Há três anos, Maria começou a “namorar firme” com Egídio, de 67 anos, que conheceu no salão. Desde que passou a dançar com frequência, diz que “conheceu vários, até que deu certo com ele”. Mas não moram juntos, “é cada um para a sua casa”.

“Ele é uma pessoa muito carente, meio paradão, fala que vou ensinar muitas coisas pra ele”, conta. “Fui eu quem o ensinou a dançar. Eu o convidei e ele aceitou.” Egídio é também ciumento, segundo ela. “Eu sou muito fácil de pegar amizade, mas hoje fico mais quieta no meu canto, não posso falar muito.”

Com o relacionamento, a ex-enfermeira diz que tem feito inveja em mulheres mais jovens que ela. “Muitas vezes as moças me dizem: ‘Você tem namorado e eu não tenho’. É que você tem que olhar para as pessoas e mostrar que está viva. Quando eu era mais nova era mais caída, cuidar de tanto filho e do marido me deixava morta.”

Atualmente Maria Mouro faz até musculação e esteira em uma academia, “de segunda a sexta”. “Expliquei para o professor que comigo o ritmo tem que ser mais devagar, porque há seis anos fiz uma cirurgia na coluna para colocar oito parafusos.”

Para o Dia dos Namorados, Maria e Egídio não têm planos muito ousados. “Estamos sem dinheiro”, justifica. “Dar um abracinho e um beijinho, se amando e se respeitando, já está muito bom.”

Ótima conhecedora dos bailes, ela observa que o comportamento masculino nesses ambientes se divide entre os que “ficam olhando de longe, esperando, como dizem os antigos; ficam só no canto, olhando para os pés, e não vão dançar”; e os “atirados”.

“Tem certas coisas que a gente não esquece, a abordagem, saber falar, se dirigir, um certo cavalheirismo que chama a atenção”

De acordo com a lei da oferta e da procura, a vida para eles nos bailes é mais fácil do que para elas, na percepção do técnico em química aposentado Miguel Luiz Roque da Costa, de 63 anos.

“O número de mulheres sozinhas, separadas ou viúvas é bem maior que o número de homens disponíveis”, avalia ele, que nasceu no Rio de Janeiro e mora em Santos (SP).

Miguel se separou em 2003, quando os filhos – um rapaz que hoje tem 30 e uma moça que está com 32 – “já estavam bem criados”.

Além da separação, viu-se também às voltas com um problema de artrose no joelho, que enfrenta andando de bicicleta pelo litoral. “Juntou tudo e então apareceram o estresse e a depressão”, conta.

Para recobrar “o eixo, a referência”, e se distrair, passou a frequentar bailes, a convite de amigos.

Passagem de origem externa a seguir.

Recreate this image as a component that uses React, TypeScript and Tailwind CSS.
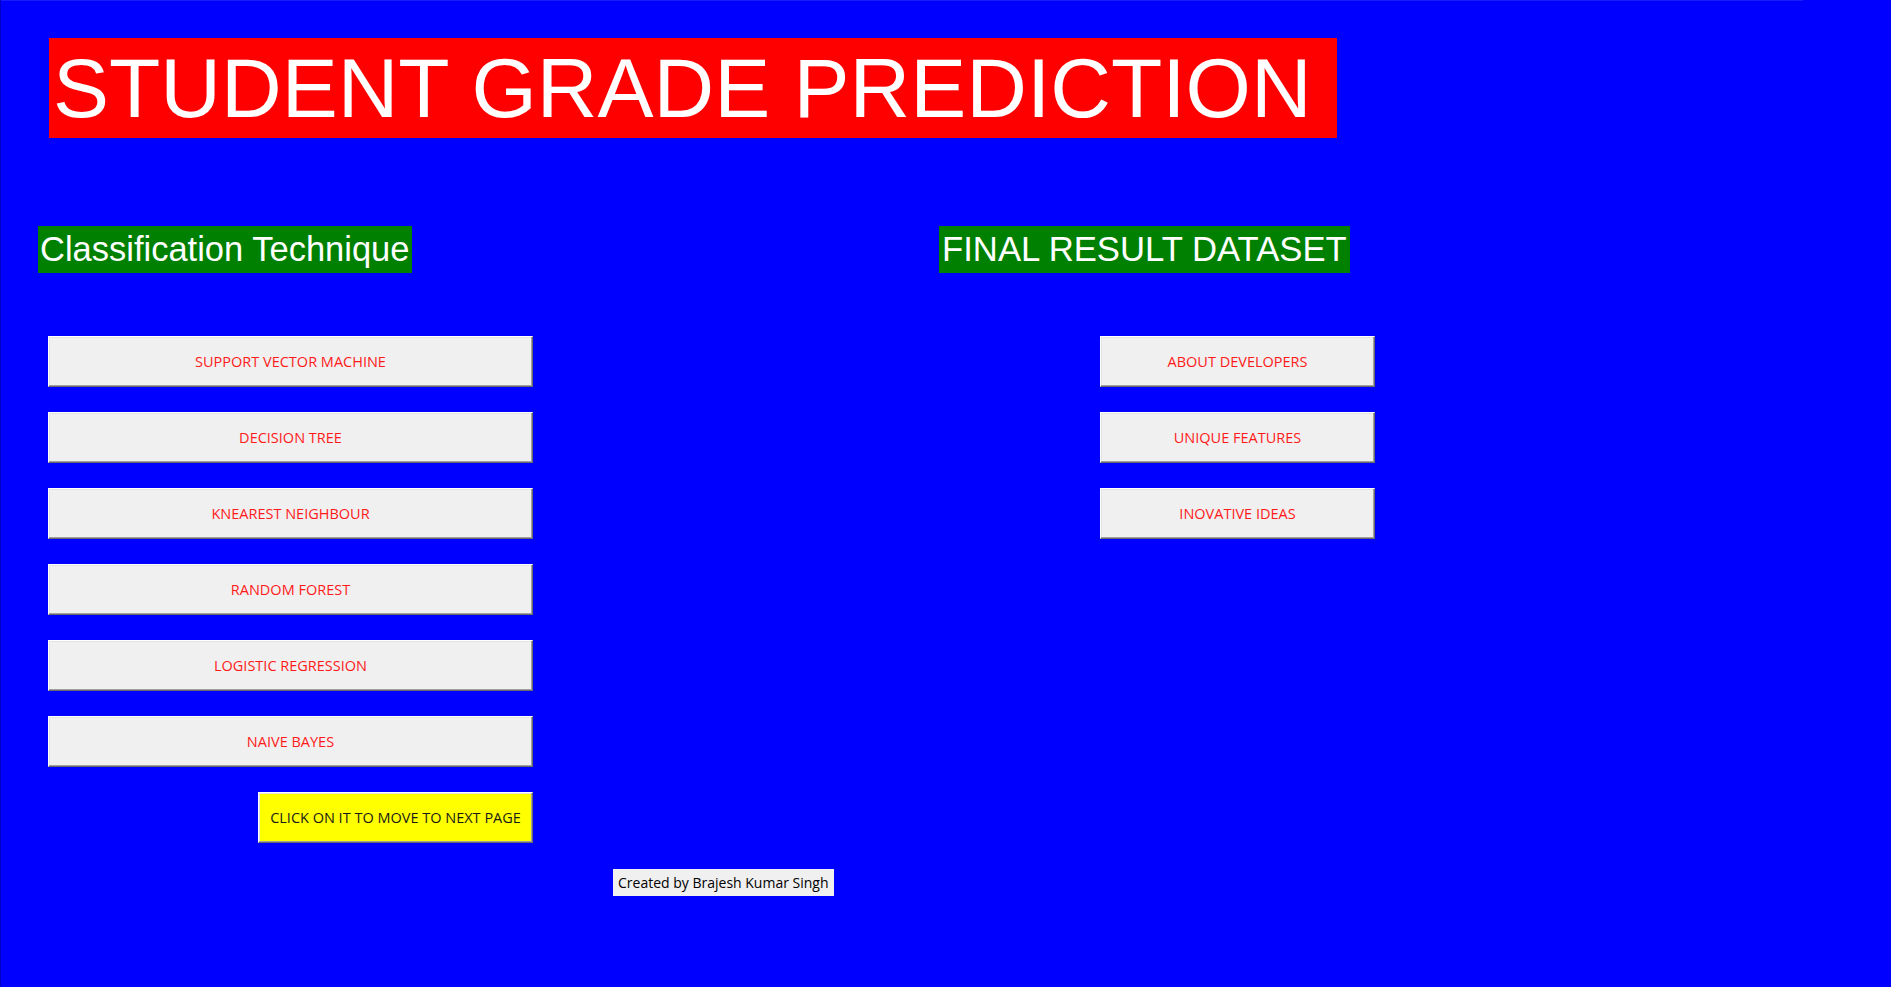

Chegou a vencer um concurso de dança para iniciantes. “Sempre gostei de dança, desde jovem. É uma coisa que trago dos tempos de solteiro, mas, quando casamos, diminuímos muito a parte social em razão de outros objetivos, como trabalho e filhos.”

Entre 2006 e 2011, ele namorou com “uma amiga que conheceu no baile”. Recentemente teve outro relacionamento. “Durou pouco tempo, cerca de três meses. Foi um pouco conturbado, acabaram rolando ciúmes, é natural.”

Sua presença nos bailes, que acontece pelo menos uma ou duas vezes por semana, não se restringe a Santos. Com a turma, excursiona, de ônibus, para dançar em casas de São Paulo e do Grande ABCD. “Saímos às seis da tarde e voltamos às duas da manhã.”

Sua intenção é passar o Dia dos Namorados em algum desses salões. É uma boa oportunidade para, quem sabe, encontrar uma nova parceira. Jeito para isso ele diz que tem. “Tem certas coisas que a gente não esquece, a abordagem, saber falar, se dirigir, um certo cavalheirismo que chama a atenção. O jovem tem outras formas de conquista, mas o tempo ensina a gente. Acontece naturalmente.”